Set task — Pictures within the data are to be left out; everything else must be reproduced exactly.

+++ Source material +++

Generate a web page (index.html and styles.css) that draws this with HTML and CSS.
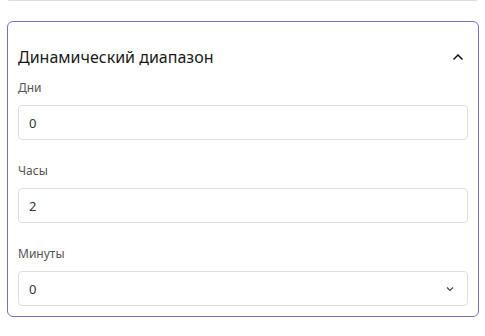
FILE: index.html
```html
<!DOCTYPE html>
<html lang="ru">
<head>
    <meta charset="UTF-8">
    <meta name="viewport" content="width=device-width, initial-scale=1.0">
    <title>Динамический диапазон</title>
    <link rel="stylesheet" href="styles.css">
</head>
<body>
    <div class="prev-panel"></div>

    <div class="range-card">
        <div class="range-header">
            <span class="range-title">Динамический диапазон</span>
            <svg class="chevron" width="14" height="14" viewBox="0 0 14 14">
                <path d="M2.5 9.5 L7 5 L11.5 9.5" fill="none" stroke="#111" stroke-width="1.5"/>
            </svg>
        </div>

        <div class="field">
            <label class="field-label">Дни</label>
            <div class="field-input">0</div>
        </div>

        <div class="field">
            <label class="field-label">Часы</label>
            <div class="field-input">2</div>
        </div>

        <div class="field">
            <label class="field-label">Минуты</label>
            <div class="field-input field-select">
                <span>0</span>
                <svg width="10" height="10" viewBox="0 0 10 10">
                    <path d="M2 3.5 L5 6.5 L8 3.5" fill="none" stroke="#444" stroke-width="1.2"/>
                </svg>
            </div>
        </div>
    </div>
</body>
</html>
```
FILE: styles.css
```css
body {
    margin: 0;
    background: #fff;
    font-family: 'Noto Sans', sans-serif;
    color: #222;
}

.prev-panel {
    margin: 0 8px;
    height: 0;
    border-bottom: 1px solid #dcdcdc;
    border-radius: 0 0 6px 6px;
}

.range-card {
    margin: 20px 6px 0 7px;
    border: 1px solid #7d6cc4;
    border-radius: 6px;
    padding: 0 10px 10px 10px;
}

.range-header {
    display: flex;
    justify-content: space-between;
    align-items: center;
    height: 30px;
    margin-top: 20px;
    padding-right: 3px;
}

.range-title {
    font-size: 16px;
    color: #1a1a1a;
}

.chevron {
    display: block;
}

.field {
    display: flex;
    flex-direction: column;
    margin-top: 8px;
}

.field + .field {
    margin-top: 23px;
}

.field-label {
    font-size: 12px;
    color: #555;
    height: 16px;
    line-height: 16px;
    margin-bottom: 9px;
}

.field-input {
    height: 35px;
    box-sizing: border-box;
    border: 1px solid #dedede;
    border-radius: 4px;
    padding: 0 10px;
    font-size: 13px;
    color: #333;
    display: flex;
    align-items: center;
}

.field-select {
    justify-content: space-between;
    padding-right: 12px;
}
```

+++

Right answer —
Generate a web page (index.html and styles.css) that draws this with HTML and CSS.
FILE: index.html
```html
<!DOCTYPE html>
<html lang="ru">
<head>
    <meta charset="UTF-8">
    <meta name="viewport" content="width=device-width, initial-scale=1.0">
    <title>Динамический диапазон</title>
    <link rel="stylesheet" href="styles.css">
</head>
<body>
    <div class="prev-panel"></div>

    <div class="range-card">
        <div class="range-header">
            <span class="range-title">Динамический диапазон</span>
            <svg class="chevron" width="14" height="14" viewBox="0 0 14 14">
                <path d="M2.5 9.5 L7 5 L11.5 9.5" fill="none" stroke="#111" stroke-width="1.5"/>
            </svg>
        </div>

        <div class="field">
            <label class="field-label">Дни</label>
            <div class="field-input">0</div>
        </div>

        <div class="field">
            <label class="field-label">Часы</label>
            <div class="field-input">2</div>
        </div>

        <div class="field">
            <label class="field-label">Минуты</label>
            <div class="field-input field-select">
                <span>0</span>
                <svg width="10" height="10" viewBox="0 0 10 10">
                    <path d="M2 3.5 L5 6.5 L8 3.5" fill="none" stroke="#444" stroke-width="1.2"/>
                </svg>
            </div>
        </div>
    </div>
</body>
</html>
```
FILE: styles.css
```css
body {
    margin: 0;
    background: #fff;
    font-family: 'Noto Sans', sans-serif;
    color: #222;
}

.prev-panel {
    margin: 0 8px;
    height: 0;
    border-bottom: 1px solid #dcdcdc;
    border-radius: 0 0 6px 6px;
}

.range-card {
    margin: 20px 6px 0 7px;
    border: 1px solid #7d6cc4;
    border-radius: 6px;
    padding: 0 10px 10px 10px;
}

.range-header {
    display: flex;
    justify-content: space-between;
    align-items: center;
    height: 30px;
    margin-top: 20px;
    padding-right: 3px;
}

.range-title {
    font-size: 16px;
    color: #1a1a1a;
}

.chevron {
    display: block;
}

.field {
    display: flex;
    flex-direction: column;
    margin-top: 8px;
}

.field + .field {
    margin-top: 23px;
}

.field-label {
    font-size: 12px;
    color: #555;
    height: 16px;
    line-height: 16px;
    margin-bottom: 9px;
}

.field-input {
    height: 35px;
    box-sizing: border-box;
    border: 1px solid #dedede;
    border-radius: 4px;
    padding: 0 10px;
    font-size: 13px;
    color: #333;
    display: flex;
    align-items: center;
}

.field-select {
    justify-content: space-between;
    padding-right: 12px;
}
```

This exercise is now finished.